Il doit également encourager ses navires à utiliser les ports des États qui agissent conformément à l'accord ou de façon compatible avec celui-ci.

IV. LA PRISE EN COMPTE DES BESOINS DES ÉTATS EN DÉVELOPPEMENT POUR LA MISE EN oeUVRE DES MESURES DE L'ETAT DU PORT

Cet instrument international accorde une considération particulière aux besoins spécifiques des États en développement, notamment les moins avancés et des petits États insulaires en développement , afin d'éviter que l'application mesures de l'État du port ne crée pas pour eux une charge excessive.

Les Parties leur fournissent une assistance technique et financière, soit directement, soit indirectement par l'intermédiaire de la FAO, d'autres institutions spécialisées des Nations Unies ou d'autres organisations ou organes internationaux appropriés, y compris les organisations régionales de gestion des pêches. Pour ce faire, les Parties réalisent une évaluation des besoins et coopèrent à l'établissement de mécanismes de financement qui seront affectés , notamment à l'élaboration de mesures nationales et internationales du ressort de l'Etat du port, au renforcement et au développement de capacités et des activités en matière de suivi, de contrôle et de surveillance ainsi que pour la formation des personnels affectés à ces tâches, ainsi que pour le règlement des différends qui résultent des actions prises en vertu de l'accord.

Un groupe de travail ad hoc est constitué en vue de l'élaboration de ces mécanismes de financement .

V. LES DISPOSITIONS FINALES

La partie 7 est consacrée au règlement des différends . La voie du « règlement pacifique » est privilégiée.

La partie 8 est relative aux tiers à l'accord , qui sont encouragés à en devenir Parties ou à adopter des dispositions compatibles avec ses dispositions.

La partie 9 prévoit que les Parties, dans le cadre de la FAO, assurent un suivi et un examen systématiques et réguliers de la mise en oeuvre de l'accord , ainsi que l'évaluation des progrès par rapport à l'objectif fixé. Quatre ans après l'entrée en vigueur de l'accord, une réunion des Parties sera convoquée par la FAO pour tirer un premier bilan.

La partie 10 traite de la signature, de l'adhésion, de la ratification, de l'entrée en vigueur, ainsi que des réserves, déclarations et amendements. L'accord n'admet ni réserves, ni exceptions dans la mesure où il prévoit des normes minimales (Article 30).
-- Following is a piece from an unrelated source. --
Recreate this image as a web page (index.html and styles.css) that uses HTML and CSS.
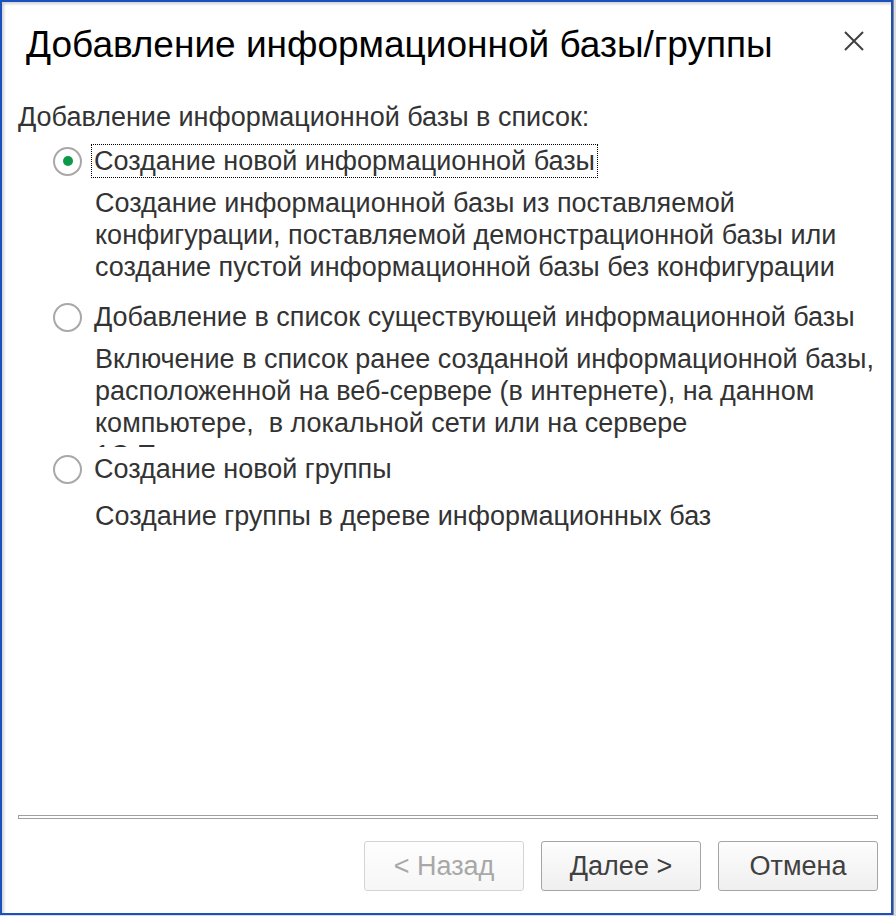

Son entrée en vigueur aura lieu trente jours après la date du dépôt, auprès de la FAO désignée comme dépositaire, du vingt-cinquième instrument de ratification.

Bien qu'adopté en 2009, les membres de la FAO ont tardé à ratifier cet accord qui n'est toujours pas entré en vigueur. Au 11 août 2015, 23 Etats avaient signé l'accord (Angola, Australie, Bénin, Brésil, Canada, Chili, Union Européenne, France, Gabon, Ghana, Islande, Indonésie, Kenya, Mozambique, Nouvelle-Zélande, Norvège, Pérou, Russie, Samoa, Sierra Leone, Turquie, États-Unis et Uruguay) et 7 États l'avaient ratifié (Australie, Chili, Islande, Mozambique, Nouvelle-Zélande, Norvège et Uruguay).

CONCLUSION GÉNÉRALE

L'instauration de la norme minimale mondiale contenue dans cet accord apparaît nécessaire pour prévenir, contrecarrer et éliminer la pêche illicite, même si cela ne suffira pas, à l'évidence, à régler définitivement les problèmes rencontrés par ce secteur d'activité en proie à la criminalité organisée. Ce premier instrument mondial de lutte contre ce fléau devrait se révéler relativement efficace, conjugué à des programmes de suivi, contrôle et surveillance nationaux et régionaux, ainsi qu'à la mise en place d'un fichier mondial des navires de pêche, des navires de transport frigorifique et des navires de ravitaillement par la FAO qui centraliserait les données sur les navires qui pratiquent la pêche et les activités connexes.

Après un examen attentif des stipulations de cet accord, la commission recommande l'adoption de ce projet de loi , d'autant que la ratification française accélérera l'entrée en vigueur de ce texte adopté en 2009 et dont la communauté internationale attend beaucoup.

EXAMEN EN COMMISSION

Réunie le mercredi 7 octobre 2015, sous la présidence de M. Jean-Pierre Raffarin, président, la commission des affaires étrangères, de la défense et des forces armées a procédé à l'examen du rapport de M. André Trillard et du texte proposé par la commission sur le projet de loi n° 794 (2013-2014) autorisant l'approbation de l'accord relatif aux mesures du ressort de l'Etat du port visant à prévenir, contrecarrer et éliminer la pêche illicite, non déclarée et non réglementée.

Suivant l'avis du rapporteur, la commission a adopté le rapport ainsi que le projet de loi précité.


* 1 FAO. 2014. La situation mondiale des pêches et de l'aquaculture. Rome. 255 pages.

* 2 Entre 9 milliards d'euros et 20,5 milliards d'euros environ.